Anyway. i'll figure out something. Some of the best photos i've ever taken were with a 24mm UD nikon on an FE-2.

Any ideas... ?

overall, the p7700 is a fun camera and works great at iso 80-100 in RAW. Pretty impressive..... and you're right about the tripod. If you take some care in shooting you can get some very good results. Plus, it's nice being free of schlepping big heavy bodies and lenses around. That's why I took a chance on it....
Thanks for posting your thoughts on the camera. I have been looking at the P7700 as a camera to "take along while doing things outdoors", like tramping ( down here in NZ ) or while saltwater fly fishing. The build, body size, lens speed and range are almost perfect for my purposes but as you have highlighted the AF and file writing/buffer depth kills it for any action sequences (casting, fish jumping, people jumping etc).
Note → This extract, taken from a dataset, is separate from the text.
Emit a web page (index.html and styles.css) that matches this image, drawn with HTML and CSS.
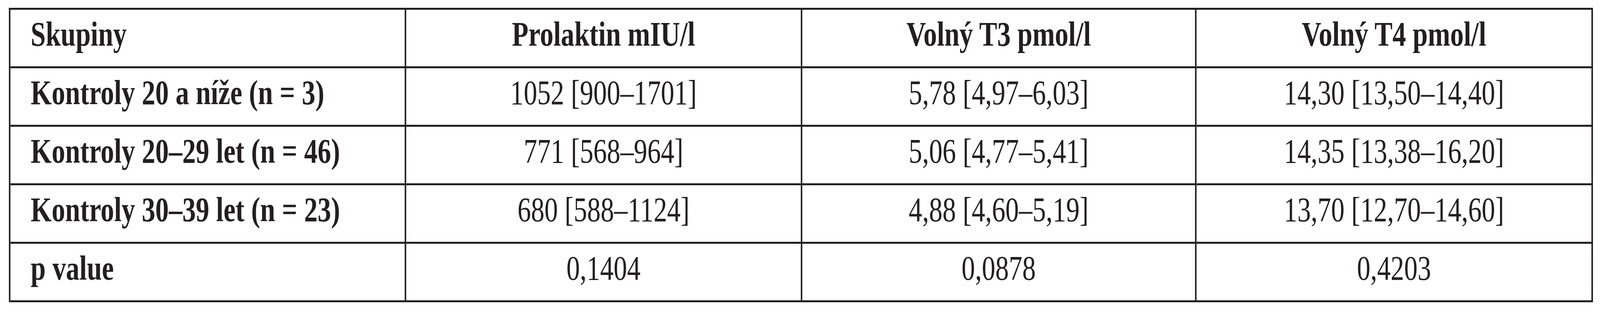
FILE: index.html
```html
<!DOCTYPE html>
<html lang="cs">
<head>
<meta charset="utf-8">
<title>Tabulka</title>
<link rel="stylesheet" href="styles.css">
</head>
<body>
<div class="table">
  <div class="cell head first">Skupiny</div>
  <div class="cell head">Prolaktin mIU/l</div>
  <div class="cell head">Volný T3 pmol/l</div>
  <div class="cell head">Volný T4 pmol/l</div>

  <div class="cell first">Kontroly 20 a níže (n = 3)</div>
  <div class="cell">1052 [900–1701]</div>
  <div class="cell">5,78 [4,97–6,03]</div>
  <div class="cell">14,30 [13,50–14,40]</div>

  <div class="cell first">Kontroly 20–29 let (n = 46)</div>
  <div class="cell">771 [568–964]</div>
  <div class="cell">5,06 [4,77–5,41]</div>
  <div class="cell">14,35 [13,38–16,20]</div>

  <div class="cell first">Kontroly 30–39 let (n = 23)</div>
  <div class="cell">680 [588–1124]</div>
  <div class="cell">4,88 [4,60–5,19]</div>
  <div class="cell">13,70 [12,70–14,60]</div>

  <div class="cell first">p value</div>
  <div class="cell">0,1404</div>
  <div class="cell">0,0878</div>
  <div class="cell">0,4203</div>
</div>
</body>
</html>
```

FILE: styles.css
```css
:root {
  --ink: #231f20;
  --line: 5px;
}

html, body {
  margin: 0;
  padding: 0;
  background: #ffffff;
  overflow: hidden;
}

body {
  font-family: "Liberation Serif", "Times New Roman", serif;
  font-size: 88px;
  line-height: 88px;
  color: var(--ink);
}

/* The table is laid out for a 5219px-wide page and fitted to the
   actual viewport width horizontally. */
.table {
  display: grid;
  grid-template-columns: 1291px 1292px 1286px 1293px;
  grid-auto-rows: 150px;
  width: max-content;
  margin: 20px 0 0 29px;
  border-top: var(--line) solid var(--ink);
  border-left: var(--line) solid var(--ink);
  transform-origin: -29px 0;
  transform: scaleX(tan(atan2(100vw, 5219px)));
}

.cell {
  box-sizing: border-box;
  border-right: var(--line) solid var(--ink);
  border-bottom: var(--line) solid var(--ink);
  padding-top: 19px;
  text-align: center;
  white-space: nowrap;
}

.first {
  text-align: left;
  padding-left: 66px;
  font-weight: bold;
}

.head {
  font-weight: bold;
}
```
I'll continue with my Canon G10 for a bit longer as it does pretty much the same as the P7700 and fits into a plastic Dicapac bag to survive the saltwater splashes, fish slime and mud. Maybe the next iteration will fix these issues or a weatherproofed Nikon V3 (and sealed lenses) will appear ...

As you are obviously into the outdoors activity genre - I'd be interested to see your take on the trade-offs between suitable camera designs, size, lens options, weather-proofing, carrying options etc.